Doctor is pilot who examines other pilots
Published 12:00 am Sunday, May 24, 2015
By Linda Bailey
Miller Davis Agency
Salisbury doctor Sean Malone has a unique understanding of what airline pilots go through medically before they are allowed to fly their airplanes.
It’s a thorough examination procedure set forth by the Federal Aviation Administration, including medical and psychological exams. Because he is a pilot himself, Malone can see both sides of issues that often arise.
Malone is an internal medicine physician at Rowan Diagnostic Clinic, which has offices in Salisbury, Spencer and Cooleemee. He has added aviation medical exams for commercial and private pilots to the clinic’s specialties, as well as high altitude hypoxia simulation.
It’s part of the clinic’s emphasis on transportation medical exams. The clinic also offers U.S. Department of Transportation exams, in compliance with the new Federal Motor Carrier Act. The law went into effect April 1. Several staff members are certified, including Malone, along with two nurse practitioners. Nicole Ferrell administers the exam at the Cooleemee clinic, and Deana Garmon does exams of truck drivers at the Salisbury clinic on Mocksville Avenue. Garmon takes walk-in drivers. Dr. Kishan Mararai and Lauren Lyerly, NP, (Spencer clinic) are also certified to perform DOT physicals.
Aviation medicine is a natural for Malone. His dad was a pilot and he grew up loving planes and flying. He earned his pilot’s license after being in private practice for 10 years and is currently a commercial pilot who owns his own plane.

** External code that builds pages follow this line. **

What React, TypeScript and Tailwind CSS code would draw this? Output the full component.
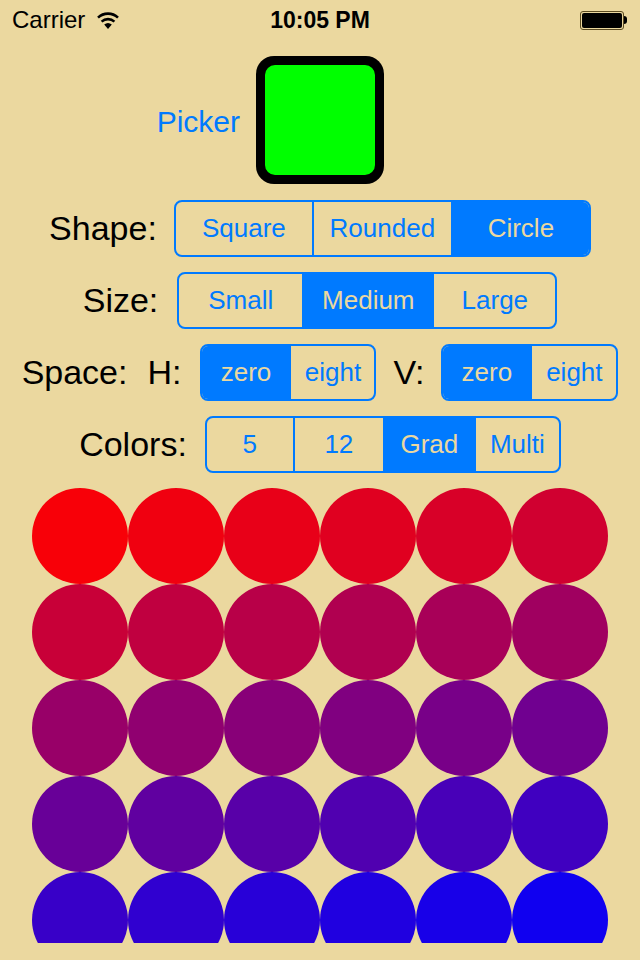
import React from 'react';

type SegProps = {
  items: { label: string; w: number }[];
  selected: number;
};

// segmented control, iOS 7 style (widths include outer border)
const Segmented: React.FC<SegProps> = ({ items, selected }) => (
  <div className="flex h-[57px] rounded-lg border-2 border-[#007aff] overflow-hidden">
    {items.map((item, i) => (
      <div
        key={item.label}
        className={`flex items-center justify-center text-[26px] ${
          i === selected ? 'bg-[#007aff] text-[#ebd89f]' : 'text-[#007aff]'
        } ${i > 0 ? 'border-l-2 border-[#007aff]' : ''}`}
        style={{ width: item.w - (i === 0 || i === items.length - 1 ? 2 : 0) }}
      >
        {item.label}
      </div>
    ))}
  </div>
);

const Wifi = () => (
  <svg width="26" height="20" viewBox="0 0 26 20" className="ml-[10px]">
    <path d="M13 19 L9.2 14.6 A6 6 0 0 1 16.8 14.6 Z" fill="#000" />
    <path d="M6.6 11.6 A9.6 9.6 0 0 1 19.4 11.6" stroke="#000" strokeWidth="2.6" fill="none" />
    <path d="M3 7.6 A14.6 14.6 0 0 1 23 7.6" stroke="#000" strokeWidth="2.6" fill="none" />
  </svg>
);

const Battery = () => (
  <div className="flex items-center">
    <div className="w-[44px] h-[19px] rounded-[3px] border border-[#5a4a20] p-[1px]">
      <div className="w-full h-full rounded-[2px] bg-black" />
    </div>
    <div className="w-[3px] h-[8px] bg-black rounded-r-sm" />
  </div>
);

export default function App() {
  const circles = Array.from({ length: 30 }, (_, i) => {
    const r = 248 - i * 8;
    const b = 8 + i * 8;
    return `rgb(${r},0,${b})`;
  });

  return (
    <div
      className="w-[640px] h-[960px] bg-[#ebd89f] flex flex-col items-center overflow-hidden"
      style={{ fontFamily: '"Liberation Sans", Arial, sans-serif' }}
    >
      {/* status bar */}
      <div className="w-full h-10 flex items-center justify-between px-3 relative">
        <div className="flex items-center text-[24px] text-black">
          Carrier
          <Wifi />
        </div>
        <div className="absolute left-0 right-0 text-center text-[23px] font-bold text-black">10:05 PM</div>
        <div className="pr-[1px]">
          <Battery />
        </div>
      </div>

      {/* picker */}
      <div className="w-full mt-4 grid grid-cols-[1fr_auto_1fr] items-center">
        <div className="justify-self-end mr-[16px] text-[30px] text-[#007aff] mt-[2px]">Picker</div>
        <div className="w-[128px] h-[128px] rounded-[18px] bg-black p-[9px]">
          <div className="w-full h-full rounded-[10px] bg-[#00ff00]" />
        </div>
        <div />
      </div>

      <div className="mt-4 flex items-center gap-[17px]">
        <span className="text-[34px] text-black">Shape:</span>
        <Segmented
          items={[
            { label: 'Square', w: 138 },
            { label: 'Rounded', w: 139 },
            { label: 'Circle', w: 140 },
          ]}
          selected={2}
        />
      </div>

      <div className="mt-[15px] flex items-center gap-[19px]">
        <span className="text-[34px] text-black">Size:</span>
        <Segmented
          items={[
            { label: 'Small', w: 125 },
            { label: 'Medium', w: 130 },
            { label: 'Large', w: 125 },
          ]}
          selected={1}
        />
      </div>

      <div className="mt-[15px] flex items-center">
        <span className="text-[34px] text-black">Space:</span>
        <span className="text-[34px] text-black ml-[20px]">H:</span>
        <div className="ml-[19px]">
          <Segmented
            items={[
              { label: 'zero', w: 89 },
              { label: 'eight', w: 87 },
            ]}
            selected={0}
          />
        </div>
        <span className="text-[34px] text-black ml-[17px]">V:</span>
        <div className="ml-[17px]">
          <Segmented
            items={[
              { label: 'zero', w: 89 },
              { label: 'eight', w: 88 },
            ]}
            selected={0}
          />
        </div>
      </div>

      <div className="mt-[15px] flex items-center gap-[18px]">
        <span className="text-[34px] text-black">Colors:</span>
        <Segmented
          items={[
            { label: '5', w: 88 },
            { label: '12', w: 90 },
            { label: 'Grad', w: 91 },
            { label: 'Multi', w: 87 },
          ]}
          selected={2}
        />
      </div>

      {/* circle grid */}
      <div className="mt-[15px] w-[576px] h-[455px] overflow-hidden grid grid-cols-6 content-start">
        {circles.map((c, i) => (
          <div key={i} className="w-[96px] h-[96px] rounded-full" style={{ backgroundColor: c }} />
        ))}
      </div>
    </div>
  );
}
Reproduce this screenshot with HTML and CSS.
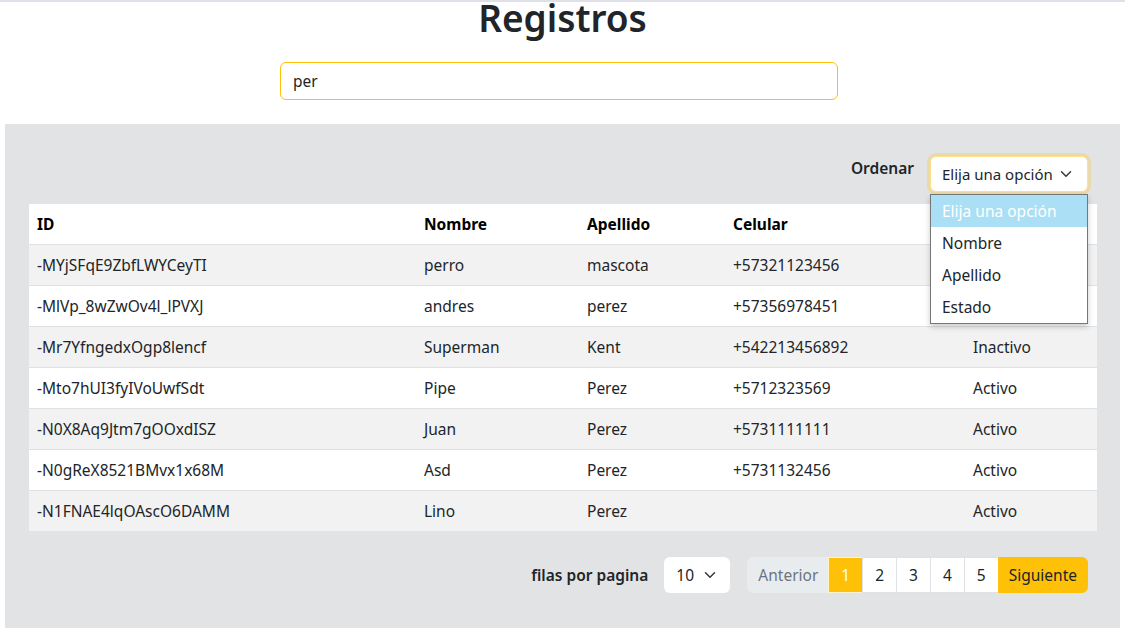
FILE: index.html
```html
<!DOCTYPE html>
<html lang="es">
<head>
<meta charset="utf-8">
<title>Registros</title>
<link rel="stylesheet" href="styles.css">
</head>
<body>
<div class="topline"></div>
<h1 class="title">Registros</h1>
<div class="search-wrap">
  <div class="search">per</div>
</div>
<section class="panel">
  <div class="sort-row">
    <span class="label">Ordenar</span>
    <div class="select-holder">
      <div class="select focused">
        <span>Elija una opción</span>
        <svg class="chev" width="16" height="12" viewBox="0 0 16 16"><path d="m2 5 6 6 6-6" fill="none" stroke="#343a40" stroke-linecap="round" stroke-linejoin="round" stroke-width="2"/></svg>
      </div>
      <ul class="dropdown">
        <li class="hl">Elija una opción</li>
        <li>Nombre</li>
        <li>Apellido</li>
        <li>Estado</li>
      </ul>
    </div>
  </div>
  <table class="grid">
    <colgroup>
      <col class="c-id"><col class="c-nom"><col class="c-ape"><col class="c-cel"><col class="c-est">
    </colgroup>
    <thead>
      <tr><th>ID</th><th>Nombre</th><th>Apellido</th><th>Celular</th><th>Estado</th></tr>
    </thead>
    <tbody>
      <tr><td>-MYjSFqE9ZbfLWYCeyTI</td><td>perro</td><td>mascota</td><td>+57321123456</td><td>Activo</td></tr>
      <tr><td>-MlVp_8wZwOv4l_lPVXJ</td><td>andres</td><td>perez</td><td>+57356978451</td><td>Activo</td></tr>
      <tr><td>-Mr7YfngedxOgp8lencf</td><td>Superman</td><td>Kent</td><td>+542213456892</td><td>Inactivo</td></tr>
      <tr><td>-Mto7hUI3fyIVoUwfSdt</td><td>Pipe</td><td>Perez</td><td>+5712323569</td><td>Activo</td></tr>
      <tr><td>-N0X8Aq9Jtm7gOOxdISZ</td><td>Juan</td><td>Perez</td><td>+5731111111</td><td>Activo</td></tr>
      <tr><td>-N0gReX8521BMvx1x68M</td><td>Asd</td><td>Perez</td><td>+5731132456</td><td>Activo</td></tr>
      <tr><td>-N1FNAE4lqOAscO6DAMM</td><td>Lino</td><td>Perez</td><td></td><td>Activo</td></tr>
    </tbody>
  </table>
  <div class="pager-row">
    <span class="label">filas por pagina</span>
    <div class="select small">
      <span>10</span>
      <svg class="chev" width="16" height="12" viewBox="0 0 16 16"><path d="m2 5 6 6 6-6" fill="none" stroke="#343a40" stroke-linecap="round" stroke-linejoin="round" stroke-width="2"/></svg>
    </div>
    <nav class="pagination">
      <span class="pg wide disabled first">Anterior</span>
      <span class="pg active">1</span>
      <span class="pg">2</span>
      <span class="pg">3</span>
      <span class="pg">4</span>
      <span class="pg">5</span>
      <span class="pg wide next last">Siguiente</span>
    </nav>
  </div>
</section>
</body>
</html>
```
FILE: styles.css
```css
* { box-sizing: border-box; }
html, body {
  margin: 0;
  padding: 0;
  background: #fff;
  font-family: "Noto Sans", "Open Sans", "Liberation Sans", sans-serif;
  font-size: 15.5px;
  color: #212529;
}
.topline {
  height: 2px;
  background: #dfe1e8;
}
.title {
  margin: -7px 0 0;
  text-align: center;
  font-size: 37px;
  font-weight: 600;
  line-height: 46px;
  color: #212529;
}
.search-wrap {
  display: flex;
  justify-content: center;
  margin-top: 21px;
  padding-right: 7px;
}
.search {
  width: 558px;
  height: 38px;
  border: 1px solid #ffc107;
  border-radius: 6px;
  padding: 0 12px;
  line-height: 36px;
  background: #fff;
}
.panel {
  margin: 24px 5px 0;
  height: 504px;
  background: #e2e3e5;
  padding: 32px 24px 0 24px;
}
.sort-row {
  display: flex;
  justify-content: flex-end;
  align-items: flex-start;
  gap: 16px;
  padding-right: 8px;
  height: 48px;
}
.label {
  font-weight: 600;
  line-height: 24px;
  white-space: nowrap;
}
.select-holder {
  position: relative;
}
.select {
  display: flex;
  align-items: center;
  justify-content: space-between;
  background: #fff;
  border-radius: 6px;
  height: 36px;
  padding: 0 12px;
  white-space: nowrap;
}
.select.focused {
  width: 158px;
  font-size: 15px;
  padding: 0 13px 0 11px;
  border: 1px solid #fee08a;
  box-shadow: 0 0 0 3px rgba(255, 193, 7, 0.25);
}
.chev { flex: none; }
.dropdown {
  position: absolute;
  top: 38px;
  left: 0;
  width: 158px;
  margin: 0;
  padding: 0;
  list-style: none;
  background: #fff;
  border: 1px solid #767676;
  box-shadow: 0 3px 6px rgba(0, 0, 0, 0.2);
  z-index: 5;
}
.dropdown li {
  height: 32px;
  line-height: 32px;
  padding: 0 11px;
  white-space: nowrap;
}
.dropdown li.hl {
  background: #aadff5;
  color: #fff;
}
.grid {
  width: 1068px;
  border-collapse: collapse;
  table-layout: fixed;
  background: #fff;
}
.c-id { width: 387px; }
.c-nom { width: 163px; }
.c-ape { width: 146px; }
.c-cel { width: 240px; }
.c-est { width: 132px; }
.grid th, .grid td {
  text-align: left;
  padding: 8px 8px;
  line-height: 24px;
  border-bottom: 1px solid #dee2e6;
  white-space: nowrap;
}
.grid th {
  font-weight: 700;
  color: #000;
}
.grid tbody tr:nth-child(odd) td { background: #f2f2f2; }
.grid tbody tr:last-child td { border-bottom: 0; }
.pager-row {
  display: flex;
  justify-content: flex-end;
  align-items: center;
  gap: 16px;
  margin-top: 26px;
  padding-right: 8px;
}
.select.small {
  width: 66px;
  height: 36px;
  margin-right: 1px;
}
.pagination {
  display: flex;
  height: 36px;
}
.pg {
  display: flex;
  align-items: center;
  justify-content: center;
  padding: 0 12px;
  background: #fff;
  border: 1px solid #dee2e6;
  margin-left: -1px;
  color: #212529;
  min-width: 34px;
}
.pg.wide { padding: 0 10px; }
.pg.first {
  border-radius: 6px 0 0 6px;
  margin-left: 0;
}
.pg.last { border-radius: 0 6px 6px 0; }
.pg.disabled {
  background: #e9ecef;
  color: #6c757d;
  border-color: #e9ecef;
}
.pg.active {
  background: #ffc107;
  color: #fff;
  border-color: #fff3cd;
}
.pg.next {
  background: #ffc107;
  border-color: #ffc107;
  color: #212529;
}
```
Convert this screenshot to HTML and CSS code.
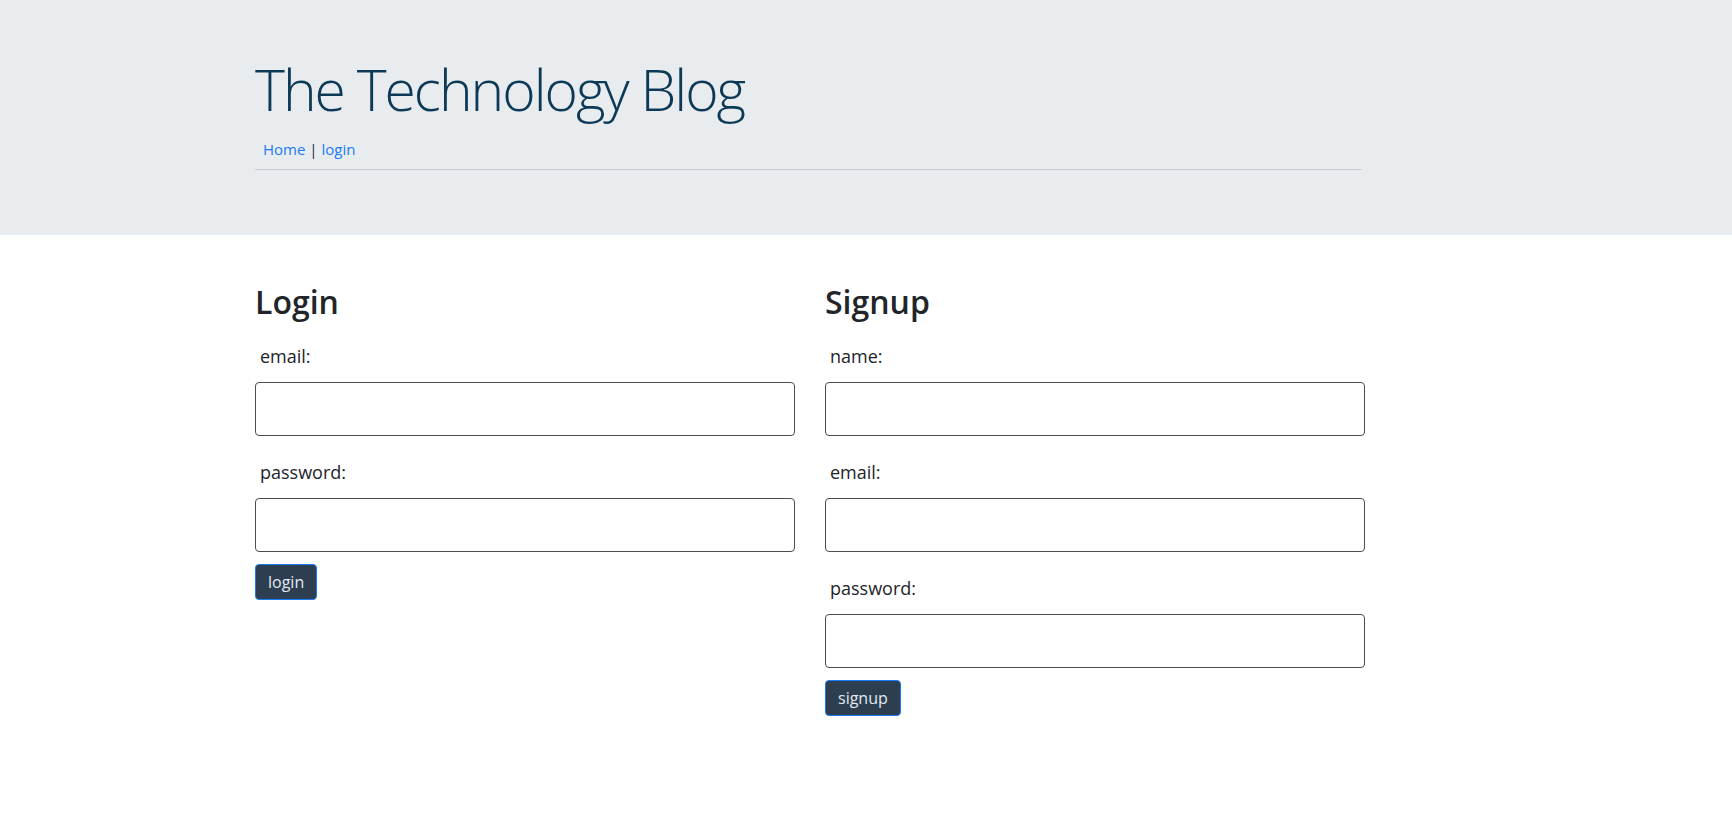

He has been an FAA designated Aviation Medical Examiner for pilots for three years, certified in both Rowan and Davie counties.
He is the only certified aviation medical examiner in Rowan who is also a pilot, and this year earned senior status, which allows him to perform first-class medical exams which are usually held by Airline Transport Pilots. He is also a trained Representative on the FAASTem, the FAA Safety Team. He gives continuing education lectures across the state to pilot clubs and chapters of the Experimental Aircraft Association. “I try to demystify medicals for pilots so that they are willing to be honest with the AME,” he said. “I try to put a friendly face on the procedure.” At these lectures, pilots most frequently ask about medications and flying, since the FAA does not release an official drug list that restricts pilots.
Examiners are not required to be pilots but Malone thinks it helps. “If you are not a pilot, you really don’t know what pilots go through with medicals,” he said. “Being able to see both sides helps me be a better pilot and a better AME. There is a lot of mistrust between pilots and AMEs.”
An aviation medical examiner has to be the FAA’s eyes and ears,” Malone said. “You have to able to read people well …. How healthy is the person? What’s going on with the pilot? If things don’t mesh …”
For instance, if a pilot tells him he hasn’t seen a doctor in four years but is on seven medications. “That doesn’t make sense,” he said.
At the end of the exam, the examiner has three options: He can decline, which has significant implications, he said, as it makes it difficult for the pilot to ever get another medical. Secondly, the examiner can defer to the FAA.
“The problem is that the FAA is over 50,000 medicals behind,” Malone said. “If deferred, the minimum length of the delay is six months.” The third option is to issue, or to grant a special issuance after calling the FAA Central Medical Office in Oklahoma City, which means that the pilot can fly on a medical while the issue is resolved.
First-class commercial pilots receive the exam every six months. Second-class pilots over 40 receive it every year; under 40, every two years. Third-class pilots over 40 receive it every two years; under 40, every five years. Flying is popular among the older set, Malone said. “There are tons of third-class pilots in their 70s and 80s,” he said.
Malone also made a device to simulate high altitudes, based on a University of Colorado High Altitude Medicine system, and he does high altitude hypoxia simulation at Rowan Diagnostic Clinic. As far as he knows, his is the only testing system in North Carolina. He sees it as a very valuable tool for air safety. “If a pilot has asthma or COPD (Chronic Obstructive Pulmonary Disease), I can simulate what he will experience at high altitudes,” he said.
Most second- and third-class pilots don’t fly over 10,000 feet. At 10,000 feet, you have half the oxygen that you have at sea level. The FAA requires pilots flying over 12,500 feet to have oxygen. “Just sitting there, their brain is not working right,” he said. “At 15,000 feet you have to have oxygen for passengers.”
He has a theory of why people sometimes have outbursts on commercial planes flying at 25,000 feet or more. An airliner, even pressurized, never gets the oxygen level down to sea level, he said. At 42,000 feet, the cabin oxygen level is still 10,000 feet above sea level. “Undiagnosed hypoxia can throw a person,” he said. “A person can get confused, have panic attacks, memory lapses and act inebriated.”
The simulator can also be used in travel medicine, he said, testing travelers who plan to visit places of high altitudes. “I can simulate the altitude and make sure it is safe for the traveler,” he said.